### Problem requirements
Reproduce exactly the lines below, from the first one through the line containing "the modal ---------- */", and omit any pictures.

============

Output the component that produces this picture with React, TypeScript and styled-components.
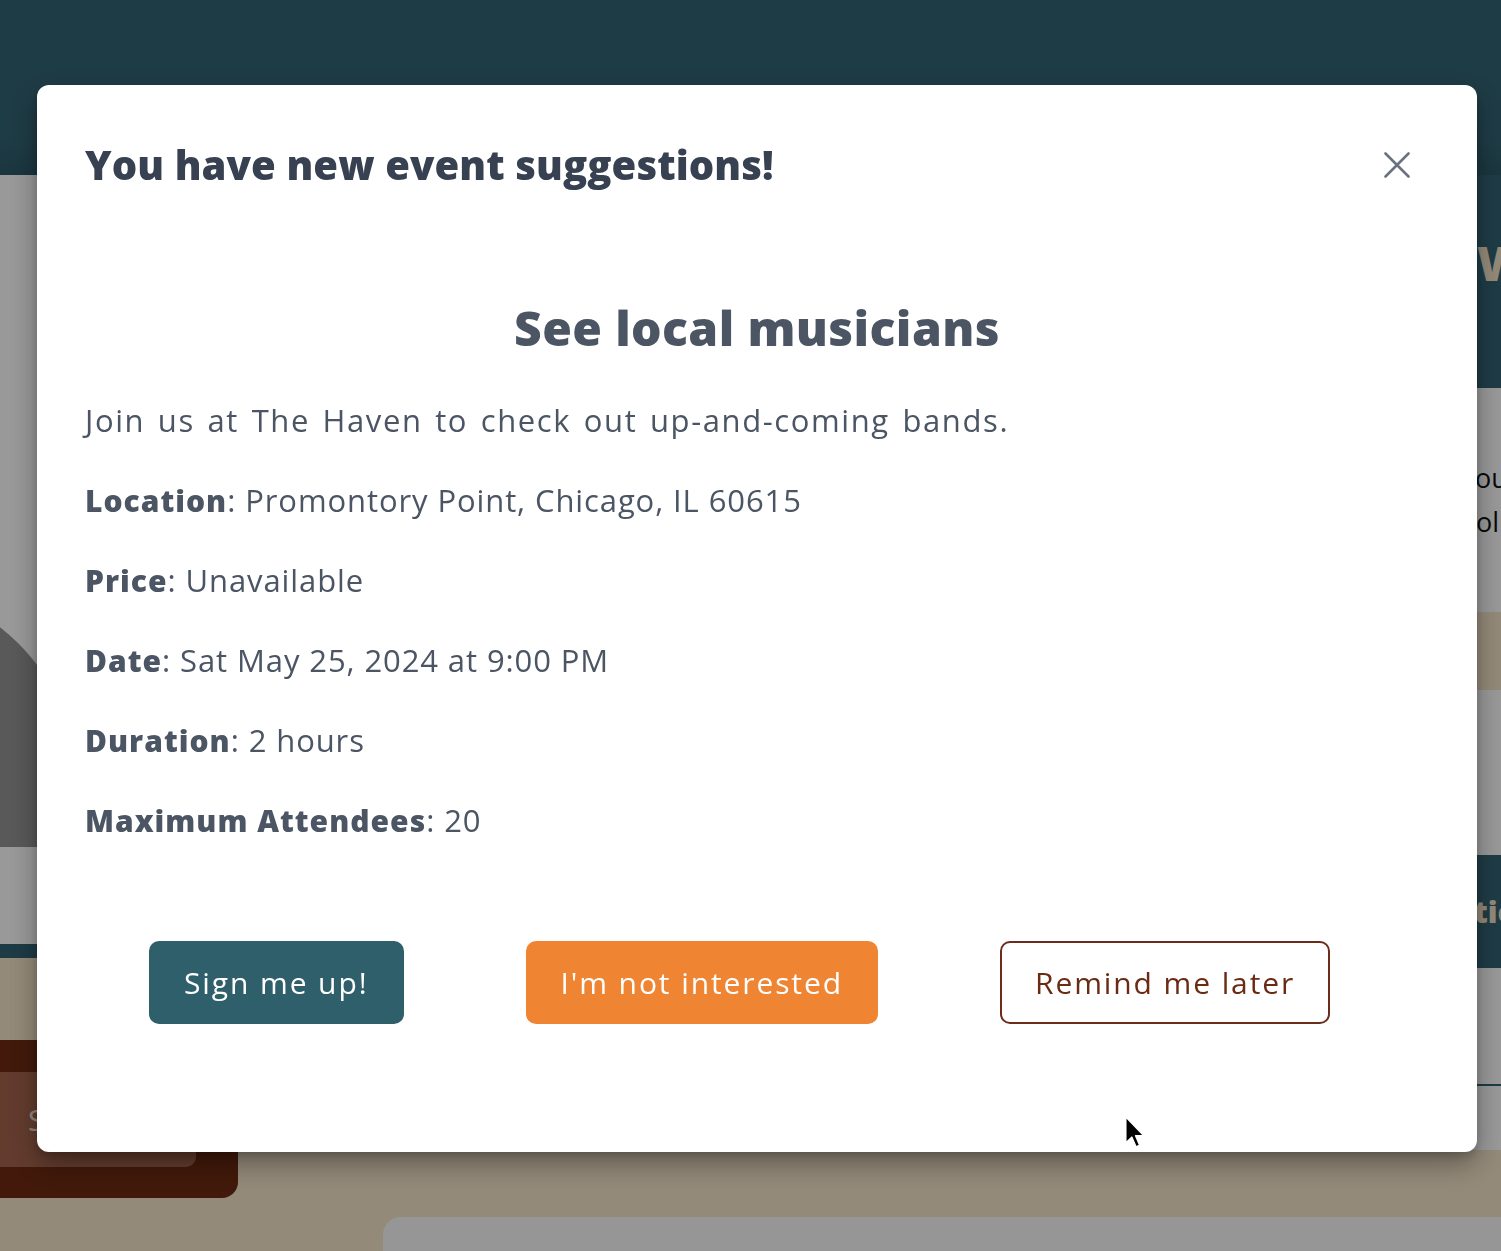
import React from "react";
import styled, { createGlobalStyle } from "styled-components";

const Global = createGlobalStyle`
  html, body { margin: 0; padding: 0; }
  body {
    font-family: "Open Sans", "Noto Sans", sans-serif;
    background: #f7e6cb;
    overflow: hidden;
  }
  *, *::before, *::after { box-sizing: border-box; }
`;

/* ---------- page behind the modal ---------- */

const Page = styled.div`
  width: 1501px;
  height: 1251px;
  background: #f7e6cb;
  display: flex;
  flex-direction: column;
  overflow: hidden;
`;

const TopBar = styled.header`
  height: 175px;
  flex-shrink: 0;
  background: linear-gradient(180deg, #336474 0%, #336474 80%, #2c5a69 100%);
`;

const Columns = styled.div`
  display: grid;
  grid-template-columns: 1400px 101px;
  align-items: start;
`;

const LeftCol = styled.div`
  display: flex;
  flex-direction: column;
  gap: 82px;
`;

const ProfilePanel = styled.section`
  height: 783px;
  background: #ffffff;
  border-bottom: 14px solid #326273;
  padding-top: 410px;
  overflow: hidden;
`;

const AvatarFrame = styled.div`
  height: 262px;
  overflow: hidden;
`;

const Avatar = styled.div`
  width: 400px;
  height: 400px;
  margin-left: -323px;
  border-radius: 50%;
  background: #949494;
`;

const ActionCard = styled.div`
  width: 238px;
  height: 158px;
  background: #6e2b11;
  border-radius: 0 16px 16px 0;
  padding: 32px 42px 0 0;
`;

const ActionButton = styled.div`
  width: 196px;
  height: 95px;
  background: #a5644d;
  border-radius: 0 10px 10px 0;
  display: flex;
  align-items: center;
  padding-left: 28px;
  font-size: 30px;
  color: #f4e3d3;
`;

const RightCol = styled.div`
  display: flex;
  flex-direction: column;
`;

const Hero = styled.section`
  height: 213px;
  background: #336474;
  display: flex;
  align-items: center;
  padding: 0 0 38px 77px;
  white-space: nowrap;
  font-size: 48px;
  font-weight: 800;
  color: #f7e6cb;
`;

const SideCard = styled.section<{ $h: number; $gapAfter?: number }>`
  height: ${(p) => p.$h}px;
  margin-bottom: ${(p) => p.$gapAfter ?? 0}px;
  background: #ffffff;
  padding: 68px 0 0 60px;
  white-space: nowrap;
  font-size: 27px;
  line-height: 44px;
  color: #111111;
`;

const SideBand = styled.section`
  height: 113px;
  background: #336474;
  display: flex;
  align-items: center;
  padding-left: 36px;
  white-space: nowrap;
  font-size: 30px;
  font-weight: 800;
  color: #f7e6cb;
`;

const SideFooter = styled.section`
  height: 182px;
  background: #ffffff;
  display: flex;
  flex-direction: column;
`;

const SideRule = styled.div`
  margin-top: 116px;
  height: 2px;
  background: #326273;
`;

const BottomCard = styled.section`
  margin: 19px 0 0 383px;
  flex: 1;
  background: #fbfbfb;
  border-radius: 18px 0 0 0;
`;

/* ---------- modal ---------- */

const Backdrop = styled.div`
  position: fixed;
  inset: 0;
  background: rgba(0, 0, 0, 0.4);
  display: flex;
  align-items: flex-start;
  padding: 85px 0 0 37px;
`;

const Modal = styled.div`
  width: 1440px;
  height: 1067px;
  background: #ffffff;
  border-radius: 12px;
  box-shadow: 0 12px 28px rgba(0, 0, 0, 0.35), 0 4px 8px rgba(0, 0, 0, 0.15);
  padding: 56px 48px 0 48px;
  display: flex;
  flex-direction: column;
`;

const ModalHeader = styled.div`
  display: flex;
  align-items: center;
  justify-content: space-between;
  height: 48px;
`;

const Title = styled.h2`
  margin: 0;
  font-size: 40px;
  line-height: 48px;
  font-weight: 800;
  letter-spacing: 0.1px;
  color: #374151;
`;

const CloseButton = styled.button`
  border: 0;
  background: transparent;
  padding: 0;
  margin-right: 19px;
  width: 26px;
  height: 26px;
  display: flex;
  cursor: pointer;
`;

const EventTitle = styled.h3`
  margin: 111px 0 0 0;
  text-align: center;
  font-size: 48px;
  line-height: 56px;
  font-weight: 800;
  letter-spacing: 0.4px;
  color: #4b5563;
`;

const Details = styled.div`
  margin-top: 44px;
  display: flex;
  flex-direction: column;
  gap: 40px;
`;

const Line = styled.p<{ $lead?: boolean }>`
  margin: 0;
  height: 40px;
  font-size: 31px;
  line-height: 40px;
  letter-spacing: ${(p) => (p.$lead ? "1.6px" : "0.9px")};
  word-spacing: ${(p) => (p.$lead ? "3px" : "0")};
  color: #4b5563;
  white-space: nowrap;
`;

const Label = styled.strong`
  font-weight: 800;
  font-size: 30px;
  line-height: 1;
  letter-spacing: 1px;
  color: #4b5563;
`;

const Actions = styled.div`
  margin-top: 101px;
  padding-left: 64px;
  display: flex;
  gap: 122px;
`;

type Variant = "primary" | "warn" | "outline";

const ActionBtn = styled.button<{ $variant: Variant }>`
  height: 83px;
  padding: 0 33px;
  border-radius: 10px;
  font-family: inherit;
  font-size: 30px;
  letter-spacing: 1.9px;
  cursor: pointer;
  background: ${(p) =>
    p.$variant === "primary" ? "#2e5f6b" : p.$variant === "warn" ? "#ef8533" : "#ffffff"};
  color: ${(p) => (p.$variant === "outline" ? "#6b2a14" : "#ffffff")};
  border: 2px solid
    ${(p) =>
      p.$variant === "primary" ? "#2e5f6b" : p.$variant === "warn" ? "#ef8533" : "#6b2d1a"};
`;

const Pointer = styled.svg`
  position: fixed;
  left: 1124px;
  top: 1115px;
  pointer-events: none;
`;

const details: [string, string][] = [
  ["Location", "Promontory Point, Chicago, IL 60615"],
  ["Price", "Unavailable"],
  ["Date", "Sat May 25, 2024 at 9:00 PM"],
  ["Duration", "2 hours"],
  ["Maximum Attendees", "20"],
];

export default function App() {
  return (
    <>
      <Global />
      <Page>
        <TopBar />
        <Columns>
          <LeftCol>
            <ProfilePanel>
              <AvatarFrame>
                <Avatar />
              </AvatarFrame>
            </ProfilePanel>
            <ActionCard>
              <ActionButton>Sign up</ActionButton>
            </ActionCard>
          </LeftCol>
          <RightCol>
            <Hero>Welcome</Hero>
            <SideCard $h={224} $gapAfter={78}>
              Your events
              <br />
              Volunteer
            </SideCard>
            <SideCard $h={165} />
            <SideBand>Actions</SideBand>
            <SideFooter>
              <SideRule />
            </SideFooter>
          </RightCol>
        </Columns>
        <BottomCard />
      </Page>

      <Backdrop>
        <Modal role="dialog" aria-modal="true">
          <ModalHeader>
            <Title>You have new event suggestions!</Title>
            <CloseButton aria-label="Close">
              <svg width="26" height="26" viewBox="0 0 26 26" fill="none">
                <path
                  d="M1.5 1.5 L24.5 24.5 M24.5 1.5 L1.5 24.5"
                  stroke="#6b7280"
                  strokeWidth="2.6"
                  strokeLinecap="round"
                />
              </svg>
            </CloseButton>
          </ModalHeader>

          <EventTitle>See local musicians</EventTitle>

          <Details>
            <Line $lead>Join us at The Haven to check out up-and-coming bands.</Line>
            {details.map(([k, v]) => (
              <Line key={k}>
                <Label>{k}</Label>: {v}
              </Line>
            ))}
          </Details>

          <Actions>
            <ActionBtn $variant="primary">Sign me up!</ActionBtn>
            <ActionBtn $variant="warn">I'm not interested</ActionBtn>
            <ActionBtn $variant="outline">Remind me later</ActionBtn>
          </Actions>
        </Modal>
      </Backdrop>

      <Pointer width="22" height="34" viewBox="0 0 13 20">
        <path
          d="M1 1 L1 16.5 L4.6 13.1 L7.1 18.9 L9.4 17.9 L6.9 12.2 L11.8 12.2 Z"
          fill="#000"
          stroke="#fff"
          strokeWidth="1"
          strokeLinejoin="round"
        />
      </Pointer>
    </>
  );
}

============

### Response to the task
Output the component that produces this picture with React, TypeScript and styled-components.
import React from "react";
import styled, { createGlobalStyle } from "styled-components";

const Global = createGlobalStyle`
  html, body { margin: 0; padding: 0; }
  body {
    font-family: "Open Sans", "Noto Sans", sans-serif;
    background: #f7e6cb;
    overflow: hidden;
  }
  *, *::before, *::after { box-sizing: border-box; }
`;

/* ---------- page behind the modal ---------- */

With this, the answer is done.